The first question most people ask is “Who gets the estate plan?” The answer is that both of you and neither of you get the estate plan. Ideally, you both put a lot of thought into your estate plan and it reflects both of your wishes. All of this work was not for nothing. The details of your plan will have to change, this is true, but the basic ideals will most likely be the same.

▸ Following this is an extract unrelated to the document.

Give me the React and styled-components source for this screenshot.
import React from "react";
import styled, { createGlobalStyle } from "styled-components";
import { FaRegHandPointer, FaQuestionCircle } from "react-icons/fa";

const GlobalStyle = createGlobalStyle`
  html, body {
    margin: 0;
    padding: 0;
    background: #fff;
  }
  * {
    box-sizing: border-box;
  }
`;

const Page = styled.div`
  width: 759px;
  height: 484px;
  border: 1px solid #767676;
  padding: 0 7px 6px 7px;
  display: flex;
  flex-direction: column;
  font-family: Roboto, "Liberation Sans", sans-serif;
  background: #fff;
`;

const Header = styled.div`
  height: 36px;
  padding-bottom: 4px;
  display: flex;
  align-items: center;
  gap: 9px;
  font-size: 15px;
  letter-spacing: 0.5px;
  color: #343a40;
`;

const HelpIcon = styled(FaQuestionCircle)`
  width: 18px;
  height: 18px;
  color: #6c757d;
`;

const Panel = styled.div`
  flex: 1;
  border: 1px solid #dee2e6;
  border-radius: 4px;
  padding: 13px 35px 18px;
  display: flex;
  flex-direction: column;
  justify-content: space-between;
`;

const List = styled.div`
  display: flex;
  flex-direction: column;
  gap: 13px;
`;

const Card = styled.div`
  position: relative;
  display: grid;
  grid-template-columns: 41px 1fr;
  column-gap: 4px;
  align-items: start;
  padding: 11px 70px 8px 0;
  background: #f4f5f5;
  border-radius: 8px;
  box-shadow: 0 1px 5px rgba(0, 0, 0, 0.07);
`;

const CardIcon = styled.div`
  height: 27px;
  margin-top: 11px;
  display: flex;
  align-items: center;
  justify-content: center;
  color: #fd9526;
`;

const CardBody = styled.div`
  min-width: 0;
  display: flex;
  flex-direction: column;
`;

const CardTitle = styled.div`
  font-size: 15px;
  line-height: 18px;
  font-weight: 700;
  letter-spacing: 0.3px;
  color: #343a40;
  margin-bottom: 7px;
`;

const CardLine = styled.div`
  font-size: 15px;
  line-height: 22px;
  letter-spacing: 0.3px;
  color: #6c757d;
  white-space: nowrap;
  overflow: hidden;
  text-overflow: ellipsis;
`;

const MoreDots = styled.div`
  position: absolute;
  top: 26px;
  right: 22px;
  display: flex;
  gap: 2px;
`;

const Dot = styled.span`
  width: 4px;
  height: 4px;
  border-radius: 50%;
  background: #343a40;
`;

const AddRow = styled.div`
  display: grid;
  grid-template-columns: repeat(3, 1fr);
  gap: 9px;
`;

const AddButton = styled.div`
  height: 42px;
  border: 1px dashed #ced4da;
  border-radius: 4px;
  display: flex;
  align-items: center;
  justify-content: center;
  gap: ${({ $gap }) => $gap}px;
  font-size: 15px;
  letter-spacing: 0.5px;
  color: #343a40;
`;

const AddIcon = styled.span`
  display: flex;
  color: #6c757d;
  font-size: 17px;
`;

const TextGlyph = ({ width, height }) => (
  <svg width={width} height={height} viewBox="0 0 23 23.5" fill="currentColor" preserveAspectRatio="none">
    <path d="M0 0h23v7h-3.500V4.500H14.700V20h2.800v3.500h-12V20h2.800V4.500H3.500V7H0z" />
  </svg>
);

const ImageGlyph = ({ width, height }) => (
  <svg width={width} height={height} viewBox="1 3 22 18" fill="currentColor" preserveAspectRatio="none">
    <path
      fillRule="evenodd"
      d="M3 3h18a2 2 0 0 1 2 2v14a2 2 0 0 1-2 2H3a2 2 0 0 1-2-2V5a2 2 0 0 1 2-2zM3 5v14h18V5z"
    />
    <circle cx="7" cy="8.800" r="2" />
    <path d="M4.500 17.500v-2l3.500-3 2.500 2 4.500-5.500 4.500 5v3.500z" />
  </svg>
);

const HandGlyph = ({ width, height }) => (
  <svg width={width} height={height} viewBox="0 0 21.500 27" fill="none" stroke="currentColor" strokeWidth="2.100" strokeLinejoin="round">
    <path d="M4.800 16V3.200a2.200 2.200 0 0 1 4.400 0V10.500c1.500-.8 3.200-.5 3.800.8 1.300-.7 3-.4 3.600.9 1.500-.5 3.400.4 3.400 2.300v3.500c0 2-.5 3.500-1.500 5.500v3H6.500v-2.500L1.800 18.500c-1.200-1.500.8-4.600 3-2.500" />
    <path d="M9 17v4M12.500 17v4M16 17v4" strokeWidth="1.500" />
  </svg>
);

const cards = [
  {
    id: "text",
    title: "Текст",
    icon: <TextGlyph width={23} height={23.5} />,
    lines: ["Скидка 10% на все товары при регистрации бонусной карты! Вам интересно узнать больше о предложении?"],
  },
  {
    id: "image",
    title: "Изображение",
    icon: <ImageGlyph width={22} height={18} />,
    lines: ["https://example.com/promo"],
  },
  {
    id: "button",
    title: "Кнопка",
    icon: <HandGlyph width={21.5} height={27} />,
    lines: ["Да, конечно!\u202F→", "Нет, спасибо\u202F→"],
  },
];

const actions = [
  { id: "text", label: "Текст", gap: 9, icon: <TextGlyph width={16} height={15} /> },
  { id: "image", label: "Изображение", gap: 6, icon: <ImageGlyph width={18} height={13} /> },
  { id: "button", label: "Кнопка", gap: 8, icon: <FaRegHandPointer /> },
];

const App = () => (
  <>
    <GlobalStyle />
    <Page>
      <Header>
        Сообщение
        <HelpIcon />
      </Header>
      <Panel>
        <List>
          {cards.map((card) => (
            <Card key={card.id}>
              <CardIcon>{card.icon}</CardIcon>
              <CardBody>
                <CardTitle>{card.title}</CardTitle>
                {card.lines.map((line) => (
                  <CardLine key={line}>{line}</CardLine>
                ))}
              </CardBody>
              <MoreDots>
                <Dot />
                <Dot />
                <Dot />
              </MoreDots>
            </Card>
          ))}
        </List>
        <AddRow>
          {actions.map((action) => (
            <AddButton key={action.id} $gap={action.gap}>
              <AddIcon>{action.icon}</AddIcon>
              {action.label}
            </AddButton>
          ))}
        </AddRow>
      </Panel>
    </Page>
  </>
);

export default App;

Caution: In California, some of the following things “to do” might need to wait until your divorce is final. For example, changing beneficiary designations may be prevented by the “automatic restraining order” that takes effect immediately when your divorce starts. Ask you divorce attorney whether it is O.K. to proceed and then talk to your estate planning attorney:
Subject to the above caution, your first order of business should be to change your beneficiary designations. Most married couples name their spouses as the primary beneficiary on insurance policies, retirement accounts, wills and trusts, with their children or immediate family members named second. Unless you think your ex-spouse deserves to benefit from all your hard work you’ll want to remove him or her as a beneficiary immediately. (Documents to change: will, trust, ALL life insurance policies, IRA or 401(k) accounts, savings accounts, investment accounts, POD or TOD accounts, credit card insurance policies.)

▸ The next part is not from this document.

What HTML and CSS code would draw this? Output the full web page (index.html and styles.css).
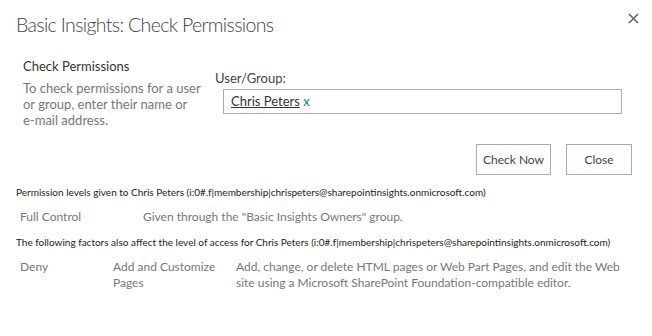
FILE: index.html
```html
<html lang="en">
<head>
    <meta charset="UTF-8">
    <title>Check Permissions</title>
    <link rel="stylesheet" href="styles.css">
</head>
<body>
    <div class="dialog">
        <div class="dialog-header">
            <h1 class="dialog-title">Basic Insights: Check Permissions</h1>
            <span class="dialog-close">
                <svg width="11" height="11" viewBox="0 0 11 11"><path d="M1 1 L10 10 M10 1 L1 10" stroke="#666" stroke-width="1.6"/></svg>
            </span>
        </div>

        <div class="check-section">
            <div class="section-info">
                <h3 class="section-head">Check Permissions</h3>
                <p class="section-desc">To check permissions for a user<br>or group, enter their name or<br>e-mail address.</p>
            </div>
            <div class="section-field">
                <label class="field-label">User/Group:</label>
                <div class="people-box">
                    <span class="people-name">Chris Peters</span> <span class="people-remove">x</span>
                </div>
            </div>
        </div>

        <div class="button-row">
            <button class="btn">Check Now</button>
            <button class="btn btn-close">Close</button>
        </div>

        <div class="results">
            <div class="result-head">Permission levels given to Chris Peters (i:0#.f|membership|chrispeters@sharepointinsights.onmicrosoft.com)</div>
            <div class="result-row">
                <div class="col-level">Full Control</div>
                <div class="col-desc">Given through the "Basic Insights Owners" group.</div>
            </div>

            <div class="result-head">The following factors also affect the level of access for Chris Peters (i:0#.f|membership|chrispeters@sharepointinsights.onmicrosoft.com)</div>
            <div class="result-row">
                <div class="col-level col-deny">Deny</div>
                <div class="col-perm">Add and Customize Pages</div>
                <div class="col-note">Add, change, or delete HTML pages or Web Part Pages, and edit the Web site using a Microsoft SharePoint Foundation-compatible editor.</div>
            </div>
        </div>
    </div>
</body>
</html>
```

FILE: styles.css
```css
body{
    margin: 0;
    padding: 0;
    background-color: #fff;
    font-family: Lato, "Open Sans", sans-serif;
    color: #444;
}

.dialog{
    padding: 0 16px;
}

.dialog-header{
    display: flex;
    justify-content: space-between;
    align-items: flex-start;
}
.dialog-title{
    margin: 11px 0 0 0;
    font-size: 19.5px;
    line-height: 28px;
    font-weight: 300;
    letter-spacing: -0.65px;
    color: #444;
}
.dialog-close{
    margin-top: 13px;
    margin-right: -3px;
    line-height: 0;
}

.check-section{
    display: flex;
    margin-top: 19px;
}
.section-info{
    width: 175px;
    flex-shrink: 0;
    padding-left: 7px;
}
.section-head{
    margin: 0;
    font-size: 13px;
    font-weight: 400;
    color: #333;
    line-height: 17px;
}
.section-desc{
    margin: 5px 0 0 0;
    font-size: 13px;
    line-height: 16px;
    color: #777;
    white-space: nowrap;
}
.section-field{
    flex: 1;
    padding-top: 12px;
    padding-left: 17px;
}
.field-label{
    display: block;
    font-size: 13px;
    color: #444;
    line-height: 16px;
}
.people-box{
    margin: 3px 14px 0 8px;
    height: 23px;
    border: 1px solid #ababab;
    padding-left: 7px;
    font-size: 13px;
    line-height: 23px;
}
.people-name{
    color: #333;
    text-decoration: underline;
}
.people-remove{
    color: #0e7c86;
}

.button-row{
    display: flex;
    justify-content: flex-end;
    gap: 15px;
    margin-top: 16px;
    padding-right: 4px;
}
.btn{
    font-family: Lato, "Open Sans", sans-serif;
    font-size: 12px;
    color: #444;
    background-color: #fdfdfd;
    border: 1px solid #ababab;
    height: 31px;
    padding: 0 6px;
    min-width: 66px;
}

.results{
    margin-top: 9px;
}
.result-head{
    font-size: 10px;
    color: #222;
    line-height: 16px;
    white-space: nowrap;
}
.result-row{
    display: flex;
    padding: 9px 0 9px 4px;
    font-size: 12px;
    line-height: 16px;
    color: #777;
}
.col-level{
    width: 123px;
}
.col-deny{
    width: 93px;
}
.col-perm{
    width: 123px;
}
.col-note{
    max-width: 392px;
}
```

Your second order of business will be to amend your agent/executor/trustee. It is likely that while you were married you named your spouse as the primary person in all of these roles; you’ll now want to move your secondary nominee to the primary position, or find someone new. (Documents to change: will, trust, All powers of attorney, health care directives, nomination of conservator, emergency contact forms.)
Not necessarily your third order of business, but somewhere in there you may want to change your nomination of guardian. You and your ex-spouse probably chose people you both knew and trusted to be guardians of your minor children if anything happened to both of you. Divorce can bring up many powerful emotions and hard feelings, so although these people are probably still good and trustworthy people, you may want to nominate someone else. Keep in mind that your ex-spouse will still be namd your children’s primary guardian if anything happens to you. This doesn’t mean you shouldn’t execute a new nomination of guardians, but keep in mind that your nomination of guardians will only come into play if your spouse dies first. (Documents to change: nomination of guardians, nomination of conservator, emergency contact forms, authorization for custodian consent to medical treatment of minors.)
The most important thing to remember is that the more you put it off, the more likely it is that your wishes will go unacknowledged. As a rule, it’s a good idea to visit your estate planning attorney after any life change, especially one as significant as divorce.